- Born: Akinola Daniel Ojelabi 3 November 1992 (age 33) Ogun State, Nigeria
- Genres: R&B, Alternative pop
- Occupations: Singer; Songwriter;
- Instrument: Guitar
- Years active: 2010–present

= Dana King (singer) =

Nigerian songwriter (born 1992)

Akinola Daniel Ojelabi (born November 3, 1992), professionally known as Dana King, is a Nigerian-born singer, songwriter, and producer. He first gained widespread attention in 2015 following the release of his breakout single “Omoye”, as well as his cover of Hero, originally recorded by Enrique Iglesias. He emerged as Songwriter of the Year at the Eko Heritage Award in 2025.

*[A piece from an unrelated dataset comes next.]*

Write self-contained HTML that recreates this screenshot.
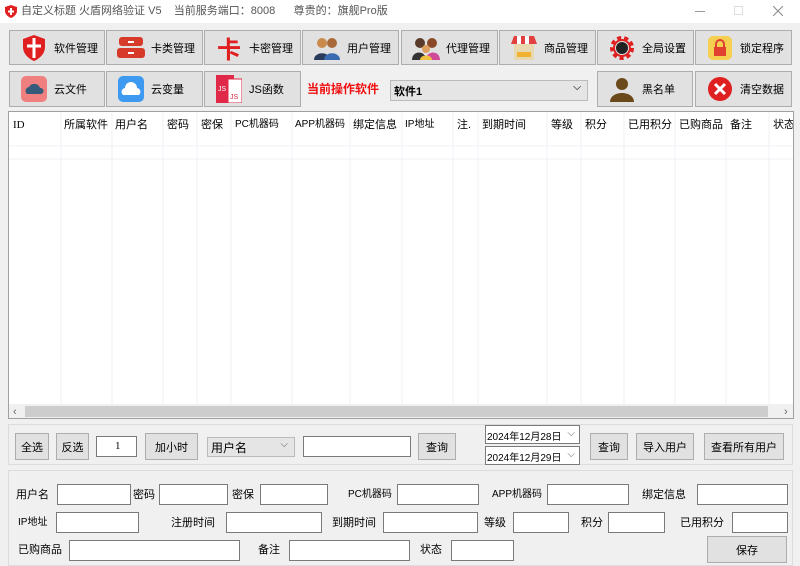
<!DOCTYPE html>
<html><head><meta charset="utf-8"><style>
*{box-sizing:border-box;margin:0;padding:0}
body{width:800px;height:565px;background:#f0f0f0;font-family:"Liberation Sans","Noto Sans CJK SC",sans-serif;font-size:11px;color:#000;position:relative;overflow:hidden}
.a{position:absolute}
.btn{position:absolute;background:#e1e1e1;border:1px solid #adadad;display:flex;align-items:center;justify-content:center;font-size:11px;white-space:nowrap}
.big{justify-content:flex-start}
.big .ic{width:28px;height:28px;margin:0 6px 0 10px;display:flex;align-items:center;justify-content:center;flex:none}
.inp{position:absolute;background:#fff;border:1px solid #7a7a7a;height:21px}
.lbl{position:absolute;font-size:11px;line-height:14px;white-space:nowrap}
.sel{position:absolute;background:#e5e5e5;border:1px solid #bbb;display:flex;align-items:center;padding-left:3px}
.sel:after{content:"⌵";position:absolute;right:6px;top:1px;color:#555;font-size:10px}
</style></head><body>
<!-- title bar -->
<div class="a" style="left:0;top:0;width:800px;height:23px;background:#fff"></div>
<svg class="a" style="left:5px;top:5px" width="12" height="13" viewBox="0 0 12 13"><path d="M6 0L12 2V6C12 9 9 12 6 13C3 12 0 9 0 6V2Z" fill="#e02020"/><path d="M6 3V10M3 6.5H9" stroke="#fff" stroke-width="2"/></svg>
<div class="lbl" style="left:21px;top:4px;color:#555">自定义标题 火盾网络验证 V5&nbsp;&nbsp;&nbsp;&nbsp;当前服务端口：8008&nbsp;&nbsp;&nbsp;&nbsp;&nbsp;&nbsp;尊贵的：旗舰Pro版</div>
<div class="a" style="left:695px;top:11px;width:10px;height:1px;background:#999"></div>
<div class="a" style="left:734px;top:6px;width:9px;height:9px;border:1px solid #ddd"></div>
<svg class="a" style="left:773px;top:6px" width="10" height="10"><path d="M0 0L10 10M10 0L0 10" stroke="#888" stroke-width="1"/></svg>

<!-- row 1 -->
<div class="btn big" style="left:9px;top:30px;width:96px;height:35px"><span class="ic"><svg width="22" height="26" viewBox="0 0 22 26"><path d="M11 0L22 4V12C22 19 16 24 11 26C6 24 0 19 0 12V4Z" fill="#e02020"/><path d="M11 3V23M4 11H18" stroke="#fff" stroke-width="3"/></svg></span>软件管理</div>
<div class="btn big" style="left:106px;top:30px;width:97px;height:35px"><span class="ic"><svg width="28" height="22"><rect x="2" y="0" width="24" height="9" rx="3" fill="#d83a2a"/><rect x="0" y="11" width="28" height="10" rx="3" fill="#d83a2a"/><rect x="11" y="4" width="6" height="2" fill="#fff"/><rect x="11" y="15" width="6" height="2" fill="#fff"/></svg></span>卡类管理</div>
<div class="btn big" style="left:204px;top:30px;width:97px;height:35px"><span class="ic" style="color:#e02020;font-size:24px;font-weight:bold">卡</span>卡密管理</div>
<div class="btn big" style="left:302px;top:30px;width:97px;height:35px"><span class="ic"><svg width="28" height="24"><circle cx="9" cy="7" r="5" fill="#c98a4b"/><circle cx="19" cy="7" r="5" fill="#a86a3a"/><path d="M1 24C1 15 17 15 17 24Z" fill="#2a3a5a"/><path d="M11 24C11 15 27 15 27 24Z" fill="#3a6ab0"/></svg></span>用户管理</div>
<div class="btn big" style="left:401px;top:30px;width:97px;height:35px"><span class="ic"><svg width="28" height="24"><circle cx="8" cy="7" r="5" fill="#5a3a2a"/><circle cx="20" cy="7" r="5" fill="#8a4a2a"/><circle cx="14" cy="13" r="4" fill="#e0a060"/><path d="M0 24C0 14 14 14 14 24Z" fill="#333"/><path d="M14 24C14 14 28 14 28 24Z" fill="#d04a9a"/><path d="M8 24C8 18 20 18 20 24Z" fill="#f0c040"/></svg></span>代理管理</div>
<div class="btn big" style="left:499px;top:30px;width:97px;height:35px"><span class="ic"><svg width="26" height="24"><path d="M0 8L3 0H23L26 8Z" fill="#e04040"/><path d="M6 0H10V8H6ZM14 0H18V8H14Z" fill="#fff"/><rect x="3" y="8" width="20" height="16" fill="#e8d8b0"/><rect x="6" y="16" width="14" height="5" fill="#f0b030"/></svg></span>商品管理</div>
<div class="btn big" style="left:597px;top:30px;width:97px;height:35px"><span class="ic"><svg width="26" height="26" viewBox="0 0 26 26"><circle cx="13" cy="13" r="10" fill="none" stroke="#e02020" stroke-width="4" stroke-dasharray="4 3"/><circle cx="13" cy="13" r="8" fill="none" stroke="#e02020" stroke-width="2"/><circle cx="13" cy="13" r="6" fill="#222"/></svg></span>全局设置</div>
<div class="btn big" style="left:695px;top:30px;width:97px;height:35px"><span class="ic"><svg width="24" height="24"><rect width="24" height="24" rx="5" fill="#f5cf50"/><rect x="6" y="11" width="12" height="9" fill="#e04030"/><path d="M8 11V8A4 4 0 0 1 16 8V11" fill="none" stroke="#e04030" stroke-width="2"/></svg></span>锁定程序</div>

<!-- row 2 -->
<div class="btn big" style="left:9px;top:71px;width:96px;height:36px"><span class="ic"><svg width="26" height="26"><rect width="26" height="26" rx="5" fill="#f08080"/><path d="M6 18A4 4 0 0 1 8 11A6 6 0 0 1 19 12A3 3 0 0 1 20 18Z" fill="#355a7a"/></svg></span>云文件</div>
<div class="btn big" style="left:106px;top:71px;width:97px;height:36px"><span class="ic"><svg width="26" height="26"><rect width="26" height="26" rx="5" fill="#3d9af0"/><path d="M5 19A4 4 0 0 1 7 12A6 6 0 0 1 19 12A4 4 0 0 1 21 19Z" fill="#fff"/></svg></span>云变量</div>
<div class="btn big" style="left:204px;top:71px;width:97px;height:36px"><span class="ic"><svg width="26" height="28"><rect x="0" y="0" width="18" height="28" fill="#e02848"/><rect x="12" y="4" width="14" height="24" fill="#fff" stroke="#e02848"/><text x="2" y="16" font-size="7" fill="#fff" font-family="Liberation Sans">JS</text><text x="14" y="24" font-size="7" fill="#e02848" font-family="Liberation Sans">JS</text></svg></span>JS函数</div>
<div class="lbl" style="left:307px;top:82px;color:#f01010;font-weight:bold;font-size:12px">当前操作软件</div>
<div class="sel" style="left:390px;top:80px;width:198px;height:21px;font-weight:bold">软件1</div>
<div class="btn big" style="left:597px;top:71px;width:96px;height:36px"><span class="ic"><svg width="24" height="26"><circle cx="12" cy="8" r="6" fill="#6a4a1a"/><path d="M0 26C0 14 24 14 24 26Z" fill="#6a4a1a"/></svg></span>黑名单</div>
<div class="btn big" style="left:695px;top:71px;width:97px;height:36px"><span class="ic"><svg width="26" height="26"><circle cx="13" cy="13" r="12" fill="#e02020"/><path d="M8 8L18 18M18 8L8 18" stroke="#fff" stroke-width="3"/></svg></span>清空数据</div>

<!-- table -->
<div class="a" style="left:8px;top:111px;width:786px;height:308px;background:#fff;border:1px solid #a0a0a0;overflow:hidden">
<svg class="a" style="left:0;top:0" width="786" height="292">
<g stroke="#eef1f5">
<line x1="52" y1="0" x2="52" y2="292"/><line x1="103" y1="0" x2="103" y2="292"/><line x1="154" y1="0" x2="154" y2="292"/><line x1="188" y1="0" x2="188" y2="292"/><line x1="222" y1="0" x2="222" y2="292"/><line x1="283" y1="0" x2="283" y2="292"/><line x1="341" y1="0" x2="341" y2="292"/><line x1="393" y1="0" x2="393" y2="292"/><line x1="444" y1="0" x2="444" y2="292"/><line x1="469" y1="0" x2="469" y2="292"/><line x1="538" y1="0" x2="538" y2="292"/><line x1="572" y1="0" x2="572" y2="292"/><line x1="615" y1="0" x2="615" y2="292"/><line x1="666" y1="0" x2="666" y2="292"/><line x1="717" y1="0" x2="717" y2="292"/><line x1="760" y1="0" x2="760" y2="292"/>
<line x1="0" y1="34" x2="786" y2="34"/><line x1="0" y1="47" x2="786" y2="47"/>
</g>
</svg>
<div class="lbl" style="left:4px;top:6px;font-family:'Liberation Serif',serif">ID</div>
<div class="lbl" style="left:55px;top:6px">所属软件</div>
<div class="lbl" style="left:106px;top:6px">用户名</div>
<div class="lbl" style="left:158px;top:6px">密码</div>
<div class="lbl" style="left:192px;top:6px">密保</div>
<div class="lbl" style="left:226px;top:6px;font-size:10px">PC机器码</div>
<div class="lbl" style="left:286px;top:6px;font-size:10px">APP机器码</div>
<div class="lbl" style="left:344px;top:6px">绑定信息</div>
<div class="lbl" style="left:396px;top:6px;font-size:10px">IP地址</div>
<div class="lbl" style="left:448px;top:6px">注.</div>
<div class="lbl" style="left:473px;top:6px">到期时间</div>
<div class="lbl" style="left:542px;top:6px">等级</div>
<div class="lbl" style="left:576px;top:6px">积分</div>
<div class="lbl" style="left:619px;top:6px">已用积分</div>
<div class="lbl" style="left:670px;top:6px">已购商品</div>
<div class="lbl" style="left:721px;top:6px">备注</div>
<div class="lbl" style="left:764px;top:6px">状态</div>
<div class="a" style="left:0;top:292px;width:786px;height:15px;background:#f0f0f0"></div>
<div class="a" style="left:16px;top:294px;width:743px;height:11px;background:#cdcdcd"></div>
<div class="lbl" style="left:4px;top:293px;color:#666">‹</div>
<div class="lbl" style="left:775px;top:293px;color:#666">›</div>
</div>

<!-- panel 1 -->
<div class="a" style="left:8px;top:424px;width:785px;height:41px;border:1px solid #dcdcdc"></div>
<div class="btn" style="left:15px;top:433px;width:34px;height:27px">全选</div>
<div class="btn" style="left:56px;top:433px;width:33px;height:27px">反选</div>
<div class="inp" style="left:96px;top:436px;width:41px;padding:3px 0 0 18px;font-family:'Liberation Serif',serif">1</div>
<div class="btn" style="left:145px;top:433px;width:53px;height:27px">加小时</div>
<div class="sel" style="left:207px;top:437px;width:88px;height:20px;font-size:12px">用户名</div>
<div class="inp" style="left:303px;top:436px;width:108px"></div>
<div class="btn" style="left:418px;top:433px;width:38px;height:27px">查询</div>
<div class="inp" style="left:485px;top:425px;width:95px;height:19px;font-size:10px;padding:2px 0 0 1px">2024年12月28日<span style="position:absolute;right:4px;color:#666">⌵</span></div>
<div class="inp" style="left:485px;top:446px;width:95px;height:19px;font-size:10px;padding:2px 0 0 1px">2024年12月29日<span style="position:absolute;right:4px;color:#666">⌵</span></div>
<div class="btn" style="left:590px;top:433px;width:38px;height:27px">查询</div>
<div class="btn" style="left:636px;top:433px;width:58px;height:27px">导入用户</div>
<div class="btn" style="left:704px;top:433px;width:80px;height:27px">查看所有用户</div>

<!-- panel 2 -->
<div class="a" style="left:8px;top:470px;width:785px;height:96px;border:1px solid #dcdcdc"></div>
<div class="lbl" style="left:16px;top:488px">用户名</div><div class="inp" style="left:57px;top:484px;width:74px"></div>
<div class="lbl" style="left:133px;top:488px">密码</div><div class="inp" style="left:159px;top:484px;width:69px"></div>
<div class="lbl" style="left:232px;top:488px">密保</div><div class="inp" style="left:260px;top:484px;width:68px"></div>
<div class="lbl" style="left:348px;top:488px;font-size:10px">PC机器码</div><div class="inp" style="left:397px;top:484px;width:82px"></div>
<div class="lbl" style="left:492px;top:488px;font-size:10px">APP机器码</div><div class="inp" style="left:547px;top:484px;width:82px"></div>
<div class="lbl" style="left:642px;top:488px">绑定信息</div><div class="inp" style="left:697px;top:484px;width:91px"></div>

<div class="lbl" style="left:18px;top:516px;font-size:10px">IP地址</div><div class="inp" style="left:56px;top:512px;width:83px"></div>
<div class="lbl" style="left:171px;top:516px">注册时间</div><div class="inp" style="left:226px;top:512px;width:96px"></div>
<div class="lbl" style="left:332px;top:516px">到期时间</div><div class="inp" style="left:383px;top:512px;width:95px"></div>
<div class="lbl" style="left:484px;top:516px">等级</div><div class="inp" style="left:513px;top:512px;width:56px"></div>
<div class="lbl" style="left:581px;top:516px">积分</div><div class="inp" style="left:608px;top:512px;width:57px"></div>
<div class="lbl" style="left:680px;top:516px">已用积分</div><div class="inp" style="left:732px;top:512px;width:56px"></div>

<div class="lbl" style="left:18px;top:543px">已购商品</div><div class="inp" style="left:69px;top:540px;width:171px"></div>
<div class="lbl" style="left:258px;top:543px">备注</div><div class="inp" style="left:289px;top:540px;width:121px"></div>
<div class="lbl" style="left:420px;top:543px">状态</div><div class="inp" style="left:451px;top:540px;width:63px"></div>
<div class="btn" style="left:707px;top:536px;width:80px;height:27px">保存</div>
</body></html>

== Background and education ==
Dana was born and raised in Ogun State. He attended African Church Grammar School, Abeokuta, Before pursuing higher education at Crescent University, where he graduated in August 2019. He later continued his academic journey at Glasgow Caledonian University, graduating in May 2024. He is now based in Scotland.

== Career ==
Dana King began his musical journey in 2010 and has so far built a brand around his emotive vocal delivery and a musical style that blends alternative pop, soft rock, folk, house, R&B, soul, and African influences. In November 2025, he launched his own record label, Magnat Records, aimed at supporting creative independence and nurturing new talent.

In March 2026, Dana King performed at Motif in Aberdeen.

In May 2026, he announced the launch of his new EP titled “Maestro of Ballads.” Speaking at an interview with New Telegraph He said the EP is about expressing emotion through different sounds and cultures.

Renowned critic Emmanuel Daraloye described Dana’s single “Faraway,” released in 2024, as a tender anthem of Love, loyalty, and commitment.